Principles are the most fundamental, especially for someone like me who did not have a background in computer science or learn C language. This is where I spend the most time learning in this column. Because I have a lot of deficiencies in basic knowledge, I still rely on Baidu and Google to search for answers. Nevertheless, there are still some areas in the basic principles that I don’t understand and have to selectively skip through. After all, excessively pursuing principles would severely impact the progress of learning performance.

The second step is metrics, which are mainly obtained through tools and serve as the basis for problem localization and optimization. In fact, the important points of some metrics can be mastered by looking at the tool manuals, but the key is to relate them to the tools. This is something I found to be very clear and concise after completing the column.

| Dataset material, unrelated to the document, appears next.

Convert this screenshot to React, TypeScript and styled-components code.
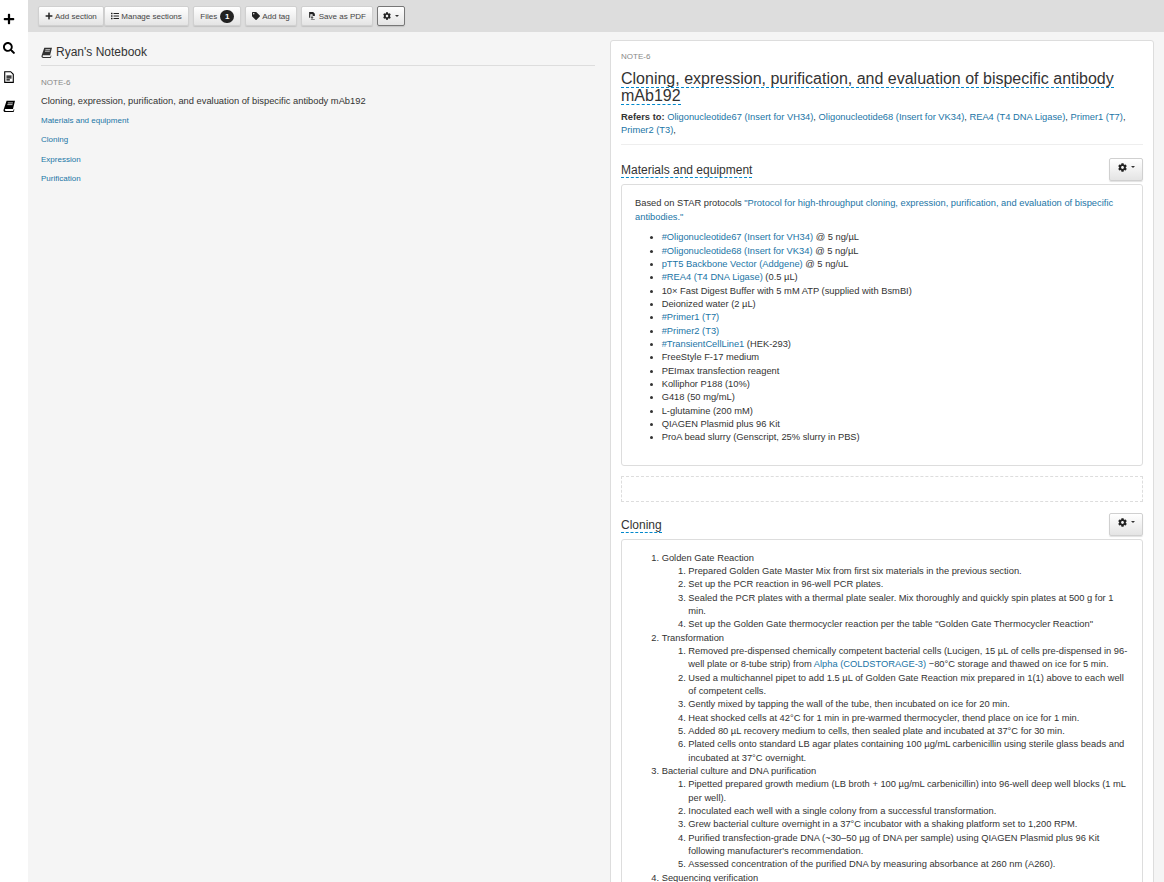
import React from "react";
import styled, { createGlobalStyle } from "styled-components";
import { FaPlus, FaSearch, FaCog, FaTag, FaList } from "react-icons/fa";

const GlobalStyle = createGlobalStyle`
  html, body {
    margin: 0;
    padding: 0;
    height: 882px;
    overflow: hidden;
    background: #f5f5f5;
    font-family: "Liberation Sans", Arial, sans-serif;
    font-size: 9.33px;
    line-height: 13.33px;
    color: #333;
  }
  a {
    color: #1b75a6;
    text-decoration: none;
  }
`;

const Layout = styled.div`
  display: flex;
  height: 882px;
  overflow: hidden;
`;

const Sidebar = styled.nav`
  width: 28px;
  flex: none;
  background: #fff;
  display: flex;
  flex-direction: column;
  align-items: flex-start;
  padding: 13px 0 0 3px;
  gap: 17px;
  color: #000;
  box-sizing: border-box;
  svg {
    display: block;
    width: 12px;
    height: 12px;
  }
`;

const Main = styled.div`
  flex: 1;
  min-width: 0;
  display: flex;
  flex-direction: column;
`;

const Toolbar = styled.div`
  height: 32px;
  flex: none;
  background: #dddddd;
  display: flex;
  align-items: flex-start;
  padding: 6px 0 0 10px;
  gap: 4px;
  box-sizing: border-box;
`;

const BtnGroup = styled.div`
  display: flex;
`;

const Btn = styled.button<{ $dark?: boolean }>`
  height: 20px;
  padding: 0 6px;
  display: inline-flex;
  align-items: center;
  gap: 2px;
  font-family: inherit;
  font-size: 8px;
  color: #444;
  border: 1px solid ${(p) => (p.$dark ? "#777" : "#d0d0d0")};
  border-radius: 2px;
  background: linear-gradient(to bottom, #ffffff, #e4e4e4);
  box-shadow: 0 1px 1px rgba(0, 0, 0, 0.12);
  white-space: nowrap;
  svg {
    width: 8px;
    height: 8px;
    color: #222;
  }
`;

const ManageBtn = styled(Btn)`
  padding: 0 6.5px;
`;

const PdfBtn = styled(Btn)`
  gap: 3px;
`;

const GearBtn = styled(Btn)`
  padding: 0 5px;
`;

const Badge = styled.span`
  display: inline-block;
  min-width: 14px;
  height: 13px;
  line-height: 13px;
  border-radius: 7px;
  background: #222;
  color: #fff;
  font-size: 8px;
  font-weight: bold;
  text-align: center;
  margin-left: 1px;
`;

const Caret = styled.span`
  display: inline-block;
  width: 0;
  height: 0;
  margin-left: 2px;
  border-top: 2.5px solid #333;
  border-left: 2.5px solid transparent;
  border-right: 2.5px solid transparent;
`;

const Body = styled.div`
  flex: 1;
  display: flex;
  min-height: 0;
`;

const NotebookColumn = styled.aside`
  width: 582px;
  flex: none;
  padding: 13px 15px 0 13px;
  box-sizing: border-box;
`;

const NotebookTitle = styled.h4`
  margin: 0;
  padding-bottom: 6px;
  height: 21px;
  box-sizing: border-box;
  border-bottom: 1px solid #ddd;
  font-size: 12px;
  line-height: 15px;
  font-weight: 500;
  display: flex;
  align-items: center;
  gap: 4px;
  svg {
    width: 11px;
    height: 11px;
  }
`;

const NoteId = styled.div`
  font-size: 8px;
  line-height: 11px;
  color: #888;
`;

const NotebookNoteId = styled(NoteId)`
  margin-top: 11px;
`;

const NotebookNote = styled.div`
  margin-top: 5.5px;
  line-height: 14px;
`;

const TocLink = styled.a`
  display: block;
  font-size: 8px;
  line-height: 11px;
  margin-top: 8.3px;
  &:first-of-type {
    margin-top: 7.5px;
  }
`;

const NotePanel = styled.main`
  width: 544px;
  margin-top: 8px;
  flex: none;
  background: #fff;
  border: 1px solid #ddd;
  border-radius: 3px;
  padding: 10px 10px 0;
  box-sizing: border-box;
  height: 900px;
  overflow: hidden;
`;

const NoteTitle = styled.h3`
  margin: 8px 0 0;
  font-size: 16px;
  line-height: 17px;
  font-weight: 500;
`;

const Editable = styled.span`
  border-bottom: 1px dashed #0088cc;
`;

const RefersTo = styled.p`
  margin: 7px 0 12px;
  padding-bottom: 6px;
  border-bottom: 1px solid #eee;
  b {
    font-weight: bold;
  }
`;

const SectionHeader = styled.div`
  display: flex;
  justify-content: space-between;
  align-items: flex-end;
  height: 24px;
`;

const SectionTitle = styled.h4`
  margin: 0 0 4px;
  font-size: 12px;
  line-height: 14px;
  font-weight: 500;
`;

const SectionBtn = styled(Btn)`
  height: 23px;
  padding: 0 7.5px 4px;
  align-items: center;
  svg {
    width: 9px;
    height: 9px;
  }
`;

const ContentBox = styled.section`
  margin-top: 3px;
  border: 1px solid #ddd;
  border-radius: 3px;
  padding: 12px 13px 0;
`;

const MaterialsBox = styled(ContentBox)`
  height: 282px;
  padding-top: 11px;
  box-sizing: border-box;
`;

const Lead = styled.p`
  margin: 0 0 7.67px;
  line-height: 14px;
`;

const DropZone = styled.div`
  height: 26px;
  margin: 10px 0;
  border: 1px dashed #ddd;
  box-sizing: border-box;
`;

const BulletList = styled.ul`
  margin: 0;
  padding-left: 26.67px;
`;

const NumberList = styled.ol`
  margin: 0;
  padding-left: 26.67px;
`;

function BookIcon() {
  return (
    <svg viewBox="0 0 14 14" fill="currentColor">
      <path d="M4.2 1H14l-2.4 9.6H3.4c-.9 0-1.3.6-1.3 1.1 0 .6.4 1 1.2 1h8.6l.6-1.9.8.3-.9 2.9H2.9C1.2 14 .4 13 .6 11.6z" />
      <path d="M5.6 3.4h6M5.1 5.4h6" stroke="#fff" strokeWidth="0.9" />
    </svg>
  );
}

function NoteIcon() {
  return (
    <svg viewBox="0 0 14 14" fill="none" stroke="currentColor" strokeWidth="1.3">
      <path d="M2 .8h7l3 3v9.5H2z" />
      <path d="M4 6h6M4 8h6M4 10.3h4" />
    </svg>
  );
}

function SaveFileIcon() {
  return (
    <svg viewBox="0 0 14 14" fill="currentColor">
      <path d="M2 0h7l3 3v4H8V4H4v6H2z" />
      <path d="M8 6v3h2L7 12.5 4.5 9H6V6zM5 12.5h7V14H5z" stroke="#fff" strokeWidth="0.5" />
    </svg>
  );
}

function Gear() {
  return (
    <>
      <FaCog />
      <Caret />
    </>
  );
}

// 材料清单
const materials: React.ReactNode[] = [
  <><a href="#">#Oligonucleotide67 (Insert for VH34)</a> @ 5 ng/µL</>,
  <><a href="#">#Oligonucleotide68 (Insert for VK34)</a> @ 5 ng/µL</>,
  <><a href="#">pTT5 Backbone Vector (Addgene)</a> @ 5 ng/uL</>,
  <><a href="#">#REA4 (T4 DNA Ligase)</a> (0.5 µL)</>,
  "10× Fast Digest Buffer with 5 mM ATP (supplied with BsmBI)",
  "Deionized water (2 µL)",
  <a href="#">#Primer1 (T7)</a>,
  <a href="#">#Primer2 (T3)</a>,
  <><a href="#">#TransientCellLine1</a> (HEK-293)</>,
  "FreeStyle F-17 medium",
  "PEImax transfection reagent",
  "Kolliphor P188 (10%)",
  "G418 (50 mg/mL)",
  "L-glutamine (200 mM)",
  "QIAGEN Plasmid plus 96 Kit",
  "ProA bead slurry (Genscript, 25% slurry in PBS)",
];

const protocol: { title: string; steps: React.ReactNode[] }[] = [
  {
    title: "Golden Gate Reaction",
    steps: [
      "Prepared Golden Gate Master Mix from first six materials in the previous section.",
      "Set up the PCR reaction in 96-well PCR plates.",
      "Sealed the PCR plates with a thermal plate sealer. Mix thoroughly and quickly spin plates at 500 g for 1 min.",
      "Set up the Golden Gate thermocycler reaction per the table \"Golden Gate Thermocycler Reaction\"",
    ],
  },
  {
    title: "Transformation",
    steps: [
      <>Removed pre-dispensed chemically competent bacterial cells (Lucigen, 15 µL of cells pre-dispensed in 96-well plate or 8-tube strip) from <a href="#">Alpha (COLDSTORAGE-3)</a> −80°C storage and thawed on ice for 5 min.</>,
      "Used a multichannel pipet to add 1.5 µL of Golden Gate Reaction mix prepared in 1(1) above to each well of competent cells.",
      "Gently mixed by tapping the wall of the tube, then incubated on ice for 20 min.",
      "Heat shocked cells at 42°C for 1 min in pre-warmed thermocycler, thend place on ice for 1 min.",
      "Added 80 µL recovery medium to cells, then sealed plate and incubated at 37°C for 30 min.",
      "Plated cells onto standard LB agar plates containing 100 µg/mL carbenicillin using sterile glass beads and incubated at 37°C overnight.",
    ],
  },
  {
    title: "Bacterial culture and DNA purification",
    steps: [
      "Pipetted prepared growth medium (LB broth + 100 µg/mL carbenicillin) into 96-well deep well blocks (1 mL per well).",
      "Inoculated each well with a single colony from a successful transformation.",
      "Grew bacterial culture overnight in a 37°C incubator with a shaking platform set to 1,200 RPM.",
      "Purified transfection-grade DNA (~30–50 µg of DNA per sample) using QIAGEN Plasmid plus 96 Kit following manufacturer's recommendation.",
      "Assessed concentration of the purified DNA by measuring absorbance at 260 nm (A260).",
    ],
  },
  { title: "Sequencing verification", steps: [] },
];

export default function App() {
  return (
    <>
      <GlobalStyle />
      <Layout>
        <Sidebar>
          <FaPlus />
          <FaSearch />
          <NoteIcon />
          <BookIcon />
        </Sidebar>
        <Main>
          <Toolbar>
            <BtnGroup>
              <Btn><FaPlus /> Add section</Btn>
              <ManageBtn><FaList /> Manage sections</ManageBtn>
            </BtnGroup>
            <Btn>Files <Badge>1</Badge></Btn>
            <Btn><FaTag /> Add tag</Btn>
            <PdfBtn><SaveFileIcon /> Save as PDF</PdfBtn>
            <GearBtn $dark><Gear /></GearBtn>
          </Toolbar>
          <Body>
            <NotebookColumn>
              <NotebookTitle><BookIcon /> Ryan's Notebook</NotebookTitle>
              <NotebookNoteId>NOTE-6</NotebookNoteId>
              <NotebookNote>Cloning, expression, purification, and evaluation of bispecific antibody mAb192</NotebookNote>
              <TocLink href="#">Materials and equipment</TocLink>
              <TocLink href="#">Cloning</TocLink>
              <TocLink href="#">Expression</TocLink>
              <TocLink href="#">Purification</TocLink>
            </NotebookColumn>
            <NotePanel>
              <NoteId>NOTE-6</NoteId>
              <NoteTitle>
                <Editable>Cloning, expression, purification, and evaluation of bispecific antibody mAb192</Editable>
              </NoteTitle>
              <RefersTo>
                <b>Refers to:</b> <a href="#">Oligonucleotide67 (Insert for VH34)</a>, <a href="#">Oligonucleotide68 (Insert for VK34)</a>, <a href="#">REA4 (T4 DNA Ligase)</a>, <a href="#">Primer1 (T7)</a>, <a href="#">Primer2 (T3)</a>,
              </RefersTo>

              <SectionHeader>
                <SectionTitle><Editable>Materials and equipment</Editable></SectionTitle>
                <SectionBtn><Gear /></SectionBtn>
              </SectionHeader>
              <MaterialsBox>
                <Lead>
                  Based on STAR protocols <a href="#">"Protocol for high-throughput cloning, expression, purification, and evaluation of bispecific antibodies."</a>
                </Lead>
                <BulletList>
                  {materials.map((item, i) => (
                    <li key={i}>{item}</li>
                  ))}
                </BulletList>
              </MaterialsBox>
              <DropZone />

              <SectionHeader>
                <SectionTitle><Editable>Cloning</Editable></SectionTitle>
                <SectionBtn><Gear /></SectionBtn>
              </SectionHeader>
              <ContentBox>
                <NumberList>
                  {protocol.map((part) => (
                    <li key={part.title}>
                      {part.title}
                      {part.steps.length > 0 && (
                        <NumberList>
                          {part.steps.map((step, i) => (
                            <li key={i}>{step}</li>
                          ))}
                        </NumberList>
                      )}
                    </li>
                  ))}
                </NumberList>
              </ContentBox>
            </NotePanel>
          </Body>
        </Main>
      </Layout>
    </>
  );
}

In the final step, optimization, we need to identify the problems based on performance metrics, optimize them according to the principles, and then measure the optimization effects using tools. This requires a lot of experience, and the cases in the column can be good material for practice.

Currently, the performance optimization column is nearing completion, and I have gained a lot from most of its content. Since I started learning until now, I have used the methods in the column to find and solve some performance issues on my servers. If it were before, I wouldn’t have been able to locate the problems so quickly and accurately.

Here, I would like to thank the author of the column, Mr. Ni Pengfei. If it weren’t for coming across this column and wanting to master this knowledge and experience, it would have taken me much more time. For me, time is money, and this column really saved me a lot of money.

Most learning materials currently available on the internet are either not systematic, only at an introductory level, or not authoritative and accurate enough. Geek Time is truly a blessing for learners by inviting so many industry experts to host columns. I hope Geek Time will continue to improve and bring more knowledge to more learners.